Premessa doverosa: le inchieste della magistratura sono inchieste, non condanne. E come tali vanno trattate.
Però, fossimo in Giorgia Meloni, qualche domanda su come è stato composto il governo, e su chi ha riempito le caselle da ministro, cominceremmo a farcela. Perché va bene assecondare le competenze specifiche, ci mancherebbe, ma i ministri e i sottosegretari del suo governo inguaiati dai loro stessi conflitti d’interesse – o presunti tali – cominciano a essere troppi.
Cominciamo dalla fine, e da Matteo Salvini. Ministro dei trasporti e delle infrastrutture, fidanzato con Francesca Verdini, figlia di Denis e sorella di Tommaso, rispettivamente socio di fatto (secondo i magistrati) e capo della Inver srl, società di consulenza e lobbying attiva nel ramo delle infrastrutture, agli arresti da ieri in relazione a un’indagine su illeciti in commesse Anas in cui si ipotizza anche il reato di corruzione. Domanda: tra tutti i ministeri che potevano essere assegnati al segretario leghista, proprio questo?

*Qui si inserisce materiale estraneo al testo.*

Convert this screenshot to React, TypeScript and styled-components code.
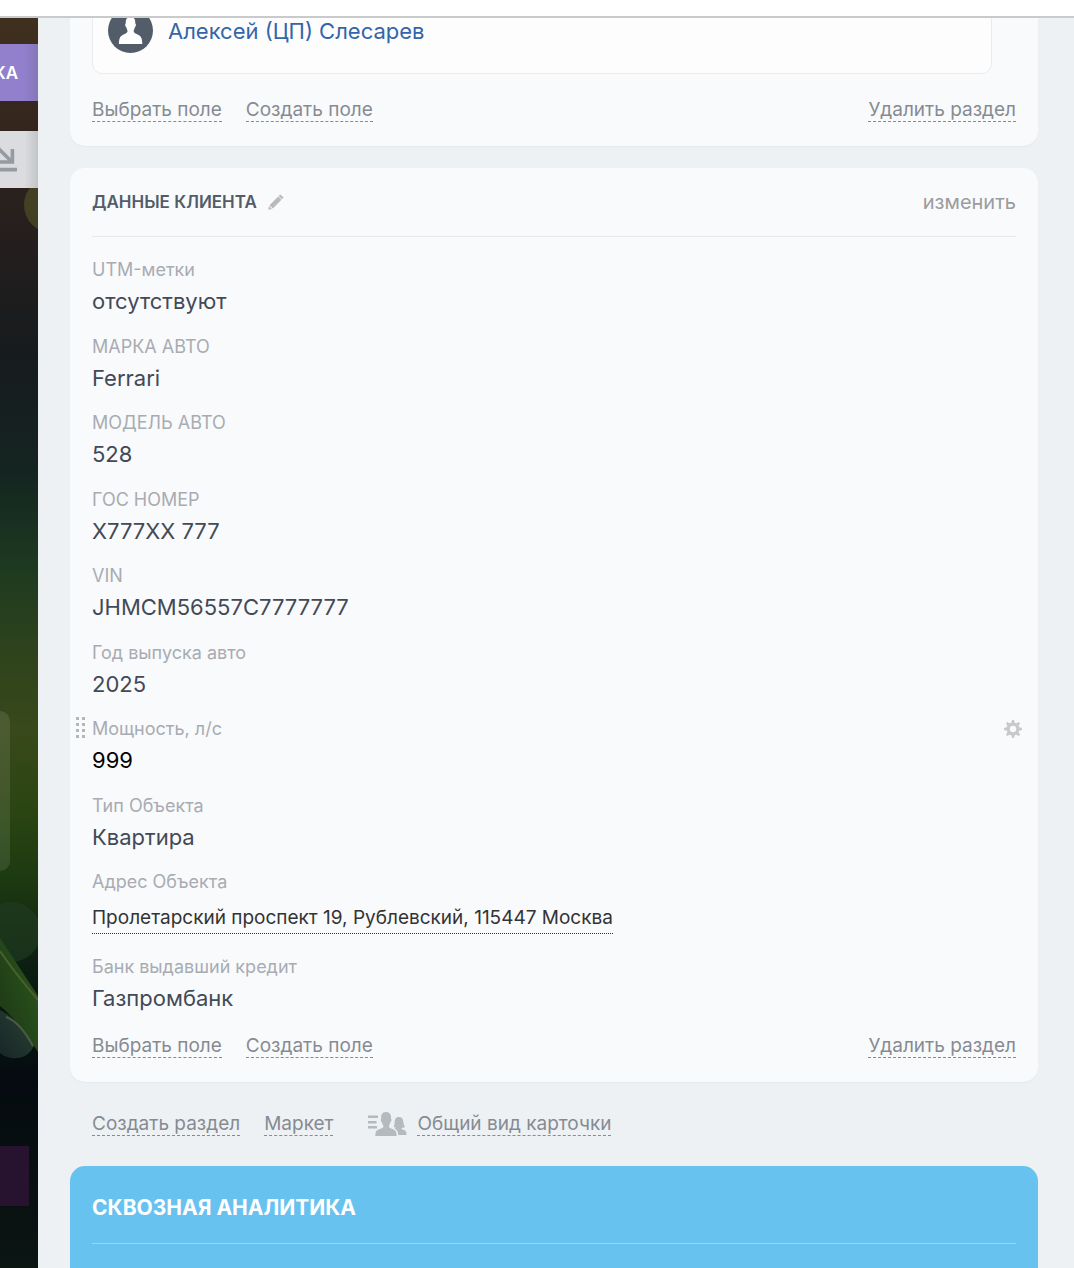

Andiamo avanti con Guido Crosetto, amico personale di Giorgia Meloni e co-fondatore di Fratelli d’Italia, passato dalla presidenza dell’Aiad, l’associazione confindustriale dei produttori d’armi al ruolo di ministro della difesa. Va rilevato che lo stesso Crosetto ha più volte rigettato la tesi che vi sia conflitto d’interessi tra la sua precedente attività di imprenditore, consulente e advisor nell’ambito di un settore che ha come principale committente il ministero di cui è oggi alla guida, affermando di aver lasciato ogni incarico e ceduto ogni impresa. Tutto ok, parrebbe. Però qualche dubbio sull’opportunità politica della sua nomina è comunque legittimo.
Proseguiamo con Daniela Santanché, storica imprenditrice nel settore del turismo ed ex socia di Flavio Briatore con lo stabilimento balneare Twiga di Forte dei Marmi, nominata ministro del turismo. Ex, dicevamo: perché anche in questo caso, le quote risultano vendute prima della nomina, al compagno della Santanché stessa e a Flavio Briatore, cosa che ha fatto alzare più di un sopracciglio. Ma al netto di questa compravendita, anche in questo caso, rimane sul tappeto una questione di opportunità grande come una casa.
Buon ultimo, tocca a Vittorio Sgarbi, sottosegretario alla cultura, messo sotto tiro dall’Antitrust per un possibile, ennesimo, conflitto d’interessi tra il suo ruolo politico ela sua attività di consulente, critico e conferenziere d’arte, lautamente retribuito. Attività questa che si aggiunge a quella della compravendita di opere d’arte, in cui Sgarbi risulta da sempre essere molto attivo. Anche in questo caso, al netto della certificazione di un conflitto d’interesse a norma di legge, emerge l’ennesimo problema di opportunità politica. Perché proprio Sgarbi, perché proprio lì?
Certo, direte voi: Crosetto, Santanché e Sgarbi, forse un po’ meno Salvini, sono esperti nei loro settori, e per questo ha senso vi operino in qualità di ministri. Allo stesso modo, tuttavia, le inchieste giornalistiche e della magistratura sono li a certificare i guai che simili scelte possono arrecare all’esecutivo, la sua credibilità e la fiducia sul fatto che ognuno di essi stia perseguendo, con le sue azioni, l’interesse pubblico anziché un’interesse di parte.
E in mezzo a tutte le tempeste che le sono piovute in testa, questa è una grana che Meloni si è andata a cercare da sola.